Artist's conception of a future mission to deorbit a piece of space junk.
Humanity must act now to reduce the vast amount of space junk around Earth to keep the problem from getting completely out of hand, scientists say.
The huge and ever-growing cloud of debris around Earth poses a real threat to satellites and our way of life, researchers stressed this week at the 6th European Conference on Space Debris in Darmstadt, Germany.
"There is a wide and strong expert consensus on the pressing need to act now to begin debris removal activities," Heiner Klinkrad, head of the European Space Agency's Space Debris Office, said in a statement today (April 25). "Our understanding of the growing space debris problem can be compared with our understanding of the need to address Earth’s changing climate some 20 years ago." [Space Junk Photos & Clean-Up Concepts]
Earth's enormous debris cloud is composed primarily of spent rocket bodies, dead satellites and the fragments generated when these objects collide.
NASA estimates that there are currently 500,000 pieces of space junk bigger than a marble and 22,000 as large as a softball. The number of flecks at least 1 millimeter in diameter probably runs into the hundreds of millions.
These pieces are moving so fast that even a tiny shard could knock out one of the 1,000 or so operational satellites currently orbiting the planet. That's potentially a big problem in our technological society, which is increasingly dependent on satellites to provide communications, Earth observations and other services.

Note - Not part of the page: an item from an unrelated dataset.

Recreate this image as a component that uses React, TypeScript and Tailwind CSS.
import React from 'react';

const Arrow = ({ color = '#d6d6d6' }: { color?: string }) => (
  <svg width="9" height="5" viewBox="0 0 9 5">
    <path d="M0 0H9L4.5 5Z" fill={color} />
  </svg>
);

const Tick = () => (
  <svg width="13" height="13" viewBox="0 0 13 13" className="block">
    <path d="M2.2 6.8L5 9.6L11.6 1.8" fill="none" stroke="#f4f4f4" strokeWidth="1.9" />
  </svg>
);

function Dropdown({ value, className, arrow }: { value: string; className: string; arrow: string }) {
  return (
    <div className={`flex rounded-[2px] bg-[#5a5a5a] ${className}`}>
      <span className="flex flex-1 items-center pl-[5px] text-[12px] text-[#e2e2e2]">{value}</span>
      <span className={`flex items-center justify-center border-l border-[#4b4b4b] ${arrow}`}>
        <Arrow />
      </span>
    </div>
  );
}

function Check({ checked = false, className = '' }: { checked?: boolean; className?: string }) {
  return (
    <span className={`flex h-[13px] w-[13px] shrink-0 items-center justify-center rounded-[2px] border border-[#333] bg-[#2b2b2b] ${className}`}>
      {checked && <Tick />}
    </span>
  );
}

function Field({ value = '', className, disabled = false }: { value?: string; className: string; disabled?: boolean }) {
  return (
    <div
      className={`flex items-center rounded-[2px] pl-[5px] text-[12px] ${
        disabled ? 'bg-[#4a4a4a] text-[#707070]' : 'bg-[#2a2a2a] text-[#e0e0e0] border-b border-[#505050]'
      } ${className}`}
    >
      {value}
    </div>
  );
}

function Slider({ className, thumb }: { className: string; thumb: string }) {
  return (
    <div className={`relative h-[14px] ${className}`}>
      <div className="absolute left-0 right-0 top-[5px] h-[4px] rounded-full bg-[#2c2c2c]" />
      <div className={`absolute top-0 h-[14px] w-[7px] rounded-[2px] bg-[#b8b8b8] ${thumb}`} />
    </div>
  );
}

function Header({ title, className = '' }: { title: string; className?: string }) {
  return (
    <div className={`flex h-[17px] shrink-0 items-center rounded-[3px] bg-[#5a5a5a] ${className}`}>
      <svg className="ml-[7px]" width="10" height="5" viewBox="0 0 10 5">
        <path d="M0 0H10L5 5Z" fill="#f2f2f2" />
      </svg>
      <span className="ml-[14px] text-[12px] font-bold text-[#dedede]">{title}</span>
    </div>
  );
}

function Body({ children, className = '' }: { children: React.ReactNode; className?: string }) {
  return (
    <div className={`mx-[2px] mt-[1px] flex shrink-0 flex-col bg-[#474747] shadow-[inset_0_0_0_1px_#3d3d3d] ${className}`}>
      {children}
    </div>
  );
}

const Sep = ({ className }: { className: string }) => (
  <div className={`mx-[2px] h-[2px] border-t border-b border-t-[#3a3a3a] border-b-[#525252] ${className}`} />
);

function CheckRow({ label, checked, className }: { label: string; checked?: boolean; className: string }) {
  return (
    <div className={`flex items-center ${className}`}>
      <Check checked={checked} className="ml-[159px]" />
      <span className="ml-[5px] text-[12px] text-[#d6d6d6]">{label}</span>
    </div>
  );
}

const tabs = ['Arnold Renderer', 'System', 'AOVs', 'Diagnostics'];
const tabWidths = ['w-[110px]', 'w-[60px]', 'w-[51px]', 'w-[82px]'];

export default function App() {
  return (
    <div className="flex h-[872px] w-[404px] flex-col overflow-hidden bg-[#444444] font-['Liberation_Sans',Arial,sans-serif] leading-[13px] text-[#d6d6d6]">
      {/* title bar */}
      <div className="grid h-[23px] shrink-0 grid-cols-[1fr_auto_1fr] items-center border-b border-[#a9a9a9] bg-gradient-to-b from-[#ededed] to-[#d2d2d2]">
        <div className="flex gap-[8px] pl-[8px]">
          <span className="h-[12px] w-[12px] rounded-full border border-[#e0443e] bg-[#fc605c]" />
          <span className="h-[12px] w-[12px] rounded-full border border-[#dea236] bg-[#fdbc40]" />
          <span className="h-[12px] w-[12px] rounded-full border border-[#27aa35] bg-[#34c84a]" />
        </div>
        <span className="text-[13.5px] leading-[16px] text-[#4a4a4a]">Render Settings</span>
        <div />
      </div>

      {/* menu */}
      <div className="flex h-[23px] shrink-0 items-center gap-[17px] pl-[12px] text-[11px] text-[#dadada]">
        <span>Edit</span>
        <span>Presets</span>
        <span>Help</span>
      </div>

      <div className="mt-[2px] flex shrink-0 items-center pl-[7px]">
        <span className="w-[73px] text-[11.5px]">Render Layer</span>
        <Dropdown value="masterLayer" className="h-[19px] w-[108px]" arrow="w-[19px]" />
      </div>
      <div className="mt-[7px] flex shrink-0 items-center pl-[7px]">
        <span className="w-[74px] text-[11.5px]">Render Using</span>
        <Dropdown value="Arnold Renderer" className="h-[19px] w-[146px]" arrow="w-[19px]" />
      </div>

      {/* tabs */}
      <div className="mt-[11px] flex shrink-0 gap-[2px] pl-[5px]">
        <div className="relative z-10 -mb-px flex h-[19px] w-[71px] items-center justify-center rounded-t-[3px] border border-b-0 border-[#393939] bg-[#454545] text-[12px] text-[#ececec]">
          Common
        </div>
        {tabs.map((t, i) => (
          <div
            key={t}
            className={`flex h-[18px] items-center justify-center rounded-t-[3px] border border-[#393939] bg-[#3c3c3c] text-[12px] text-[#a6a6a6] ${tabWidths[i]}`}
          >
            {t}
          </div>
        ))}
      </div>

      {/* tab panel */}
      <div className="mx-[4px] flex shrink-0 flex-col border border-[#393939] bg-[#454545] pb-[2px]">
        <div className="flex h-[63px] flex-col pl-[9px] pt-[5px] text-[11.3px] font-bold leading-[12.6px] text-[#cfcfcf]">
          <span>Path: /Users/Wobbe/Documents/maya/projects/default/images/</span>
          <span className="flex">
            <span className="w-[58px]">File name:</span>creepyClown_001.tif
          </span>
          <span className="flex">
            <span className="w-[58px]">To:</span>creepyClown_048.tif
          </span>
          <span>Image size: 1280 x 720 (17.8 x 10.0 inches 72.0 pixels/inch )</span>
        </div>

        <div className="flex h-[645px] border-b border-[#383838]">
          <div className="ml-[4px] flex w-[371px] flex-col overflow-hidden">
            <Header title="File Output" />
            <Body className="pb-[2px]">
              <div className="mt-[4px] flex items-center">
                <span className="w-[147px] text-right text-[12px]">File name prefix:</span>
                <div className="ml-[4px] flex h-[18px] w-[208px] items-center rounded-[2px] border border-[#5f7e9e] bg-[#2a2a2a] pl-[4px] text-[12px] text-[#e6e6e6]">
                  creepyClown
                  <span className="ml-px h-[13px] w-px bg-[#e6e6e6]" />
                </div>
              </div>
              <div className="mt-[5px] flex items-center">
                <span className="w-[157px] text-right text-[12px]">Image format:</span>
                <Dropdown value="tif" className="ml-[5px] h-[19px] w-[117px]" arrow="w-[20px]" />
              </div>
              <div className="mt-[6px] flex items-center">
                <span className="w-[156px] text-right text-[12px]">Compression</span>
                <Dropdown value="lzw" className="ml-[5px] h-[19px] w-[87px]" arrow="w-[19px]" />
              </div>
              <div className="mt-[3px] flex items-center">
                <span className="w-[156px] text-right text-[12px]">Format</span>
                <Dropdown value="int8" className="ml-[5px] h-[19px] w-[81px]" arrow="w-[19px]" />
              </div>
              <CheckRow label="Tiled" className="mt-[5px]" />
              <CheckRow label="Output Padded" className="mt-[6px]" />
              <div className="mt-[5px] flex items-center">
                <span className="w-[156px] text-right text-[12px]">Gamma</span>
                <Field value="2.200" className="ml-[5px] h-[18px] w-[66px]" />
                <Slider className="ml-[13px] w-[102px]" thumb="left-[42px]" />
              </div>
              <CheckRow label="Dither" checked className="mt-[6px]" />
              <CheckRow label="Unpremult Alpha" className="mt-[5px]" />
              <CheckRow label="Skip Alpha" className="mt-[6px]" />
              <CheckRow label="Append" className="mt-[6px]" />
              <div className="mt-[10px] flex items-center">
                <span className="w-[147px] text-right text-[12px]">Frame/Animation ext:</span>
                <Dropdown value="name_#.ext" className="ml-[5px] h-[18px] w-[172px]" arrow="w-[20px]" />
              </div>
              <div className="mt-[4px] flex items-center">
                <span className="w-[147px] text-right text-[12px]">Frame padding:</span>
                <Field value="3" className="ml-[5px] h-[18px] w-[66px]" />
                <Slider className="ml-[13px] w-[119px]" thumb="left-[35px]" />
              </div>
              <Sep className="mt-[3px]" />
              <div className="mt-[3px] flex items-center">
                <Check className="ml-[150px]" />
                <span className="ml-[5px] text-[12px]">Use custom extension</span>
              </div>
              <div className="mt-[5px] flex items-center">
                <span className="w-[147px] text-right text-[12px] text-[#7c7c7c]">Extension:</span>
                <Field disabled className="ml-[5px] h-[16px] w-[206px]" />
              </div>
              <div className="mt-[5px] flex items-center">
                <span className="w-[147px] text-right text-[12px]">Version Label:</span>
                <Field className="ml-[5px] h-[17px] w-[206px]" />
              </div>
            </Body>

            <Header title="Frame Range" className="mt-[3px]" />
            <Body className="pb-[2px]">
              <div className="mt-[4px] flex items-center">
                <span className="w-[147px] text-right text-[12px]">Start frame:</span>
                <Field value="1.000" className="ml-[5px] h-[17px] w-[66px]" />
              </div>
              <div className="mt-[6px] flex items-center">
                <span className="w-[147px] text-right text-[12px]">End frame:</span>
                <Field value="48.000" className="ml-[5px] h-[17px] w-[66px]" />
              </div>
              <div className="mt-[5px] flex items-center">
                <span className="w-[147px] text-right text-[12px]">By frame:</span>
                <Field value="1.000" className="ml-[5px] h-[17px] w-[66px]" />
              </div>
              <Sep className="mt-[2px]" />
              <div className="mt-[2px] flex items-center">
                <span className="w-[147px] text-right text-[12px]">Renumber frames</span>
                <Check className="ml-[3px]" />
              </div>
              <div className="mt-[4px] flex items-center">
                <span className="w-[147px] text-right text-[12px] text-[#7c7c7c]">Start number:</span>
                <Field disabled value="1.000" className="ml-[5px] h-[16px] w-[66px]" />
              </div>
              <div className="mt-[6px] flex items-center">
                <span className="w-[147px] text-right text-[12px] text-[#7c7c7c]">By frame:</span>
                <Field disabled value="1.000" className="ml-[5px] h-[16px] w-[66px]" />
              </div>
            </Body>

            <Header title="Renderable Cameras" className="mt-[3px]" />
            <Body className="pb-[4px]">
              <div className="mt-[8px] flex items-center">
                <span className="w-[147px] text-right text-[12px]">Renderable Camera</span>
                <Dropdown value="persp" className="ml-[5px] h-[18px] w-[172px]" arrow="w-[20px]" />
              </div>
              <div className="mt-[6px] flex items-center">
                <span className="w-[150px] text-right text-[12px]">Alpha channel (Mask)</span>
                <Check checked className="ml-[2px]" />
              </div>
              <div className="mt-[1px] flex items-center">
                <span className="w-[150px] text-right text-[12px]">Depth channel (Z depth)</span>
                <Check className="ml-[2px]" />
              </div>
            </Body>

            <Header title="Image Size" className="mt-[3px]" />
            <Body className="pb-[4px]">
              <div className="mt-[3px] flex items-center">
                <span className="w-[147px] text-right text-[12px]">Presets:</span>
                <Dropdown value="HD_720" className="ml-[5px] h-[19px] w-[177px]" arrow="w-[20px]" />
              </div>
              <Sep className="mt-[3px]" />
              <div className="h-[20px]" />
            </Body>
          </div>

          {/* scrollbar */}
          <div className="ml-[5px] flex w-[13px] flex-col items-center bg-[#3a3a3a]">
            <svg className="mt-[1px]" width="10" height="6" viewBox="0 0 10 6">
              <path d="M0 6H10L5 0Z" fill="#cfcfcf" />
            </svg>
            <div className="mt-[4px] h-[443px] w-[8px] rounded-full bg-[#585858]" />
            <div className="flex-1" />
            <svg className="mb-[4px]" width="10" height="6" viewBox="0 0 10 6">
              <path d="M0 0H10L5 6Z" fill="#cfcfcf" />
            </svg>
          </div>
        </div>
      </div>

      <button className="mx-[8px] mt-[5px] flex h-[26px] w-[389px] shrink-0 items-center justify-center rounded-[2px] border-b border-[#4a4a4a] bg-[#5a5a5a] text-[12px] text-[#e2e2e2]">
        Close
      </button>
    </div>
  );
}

In 2007, an anti-satellite test by China created a vast cloud of debris that continues to plague spacecraft operators today. Another major event occurred in February 2009, when a dead Russian military satellite slammed into an active U.S. communications satellite to create two new clouds of space junk.
A two-pronged approach is needed to keep space debris under control, scientists said at the conference.
For one thing, future missions must be sustainable, with proper disposal of spacecraft at the end of their operational lives. And the world needs to begin removing debris from orbit soon, or else risk an escalating and self-sustaining cascade of collisions over the coming years.
The projected high price tags of such efforts should not keep them from going forward, experts said.
"While measures against further debris creation and actively deorbiting defunct satellites are technically demanding and potentially costly, there is no alternative to protect space as a valuable resource for our critical satellite infrastructure," Klinkrad said. "Their direct costs and the costs of losing them will by far exceed the cost of remedial activities."
Missions demonstrating efficient and effective cleanup methods need to be given high priority, researchers further stressed, describing debris removal as a global issue on which the world must work together.